Many films reference or parody The Black Rose. Todd Stadtman wrote, "The impact that The Black Rose had on Hong Kong cinema can be traced through the numerous knock-offs, re-imaginings and homages to the film that have sprung up in its wake over the intervening years. In addition to The Spy With My Face, a direct sequel which Chor Yuen shot with the same cast the following year, the film's success inspired the Shaw Brothers studio to produce a virtual remake—though in period drag—in the form of 1968's The Black Butterfly".

In a review of Naked Killer (1992), reviewer Andrew Pragasam wrote that "the master-student relationship, ninja gadgetry and fantastical headquarters reference The Black Rose (1965), a hugely popular and influential superheroine series." In a review of The Dark Heroine Mun Lak-fa, reviewer Tars Tsarkas wrote, "How much is cribbed from the Black Rose films? A lot." In a review of The Beauty's Evil Roses, Andrew Pragasam wrote, "A hybrid kung fu-horror-soft-core porn-fantasy-cop thriller it is also tangentially a parody of the classic superhero serial Black Rose (1965). Indeed the film was released, most likely not by coincidence, the same year as another more high-profile Black Rose parody: Jeff Lau's multilayered nostalgia comedy '92 Legendary Rose Noire which went on to win best picture at the Hong Kong Film Awards. Lau's film also inspired the later teen comedy Protégé de la Rose Noire (2004), a vehicle for bubblegum Cantopop duo Twins."

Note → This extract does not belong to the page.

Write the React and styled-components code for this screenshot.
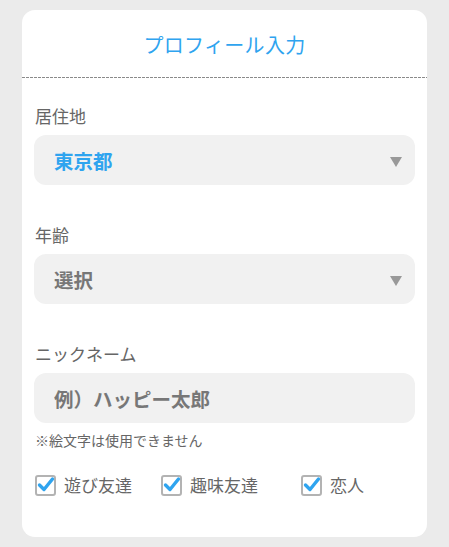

==Inspiration for real-life superheroines==
Multiple women have taken to performing good deeds by providing money, food, clothing and blankets to the poor while wearing masks to avoid the appearance of seeking attention. These women have been dubbed "real-life superheroines" by the media.

An article titled "Superwoman on a mission to fight poverty" in the South China Morning Post tells of a real-life masked woman handing out money to the poor who was inspired by the film The Black Rose. The article reads, "She's the tai-tai with a heart of a gold, a love of Hong Kong 1960s cinema and, evidently, lots of cash to spare. What we don't know, though, is her real name and where she gets all the money that she has been seen doling out to the city's poorest residents, handfuls at a time. Dressed in a basque, gloves and boots, the masked woman who calls herself the 'Bauhinia Heroine' says she has given away HK$8,000 in food and cash to cage residents, as seen on YouTube and in reports carried by the Chinese media. Contacted via email by the Sunday Morning Post, she agreed to an interview yesterday. But she refused to disclose her identity, saying only that she was a businesswoman who earned hundreds of thousands of dollars a month. 'I know journalists have started following me... I am worried people might think I just want to be famous if they know who I am,' she said. 'But I am not. I just want to help the poor.' Her persona is modelled on the Black Rose, a 1965 film starring Connie Chan Po-chu as a character of the same name who steals from the rich to give to the poor. But the Bauhinia Heroine says that the money she is seen giving away on YouTube is entirely her own."

Another woman calling herself "Beijing Buahinia" and likewise inspired by The Black Rose was reported to be performing similar acts of kindness by giving out money, food, blankets and clothing to the poor in Beijing while wearing a mask and disguise.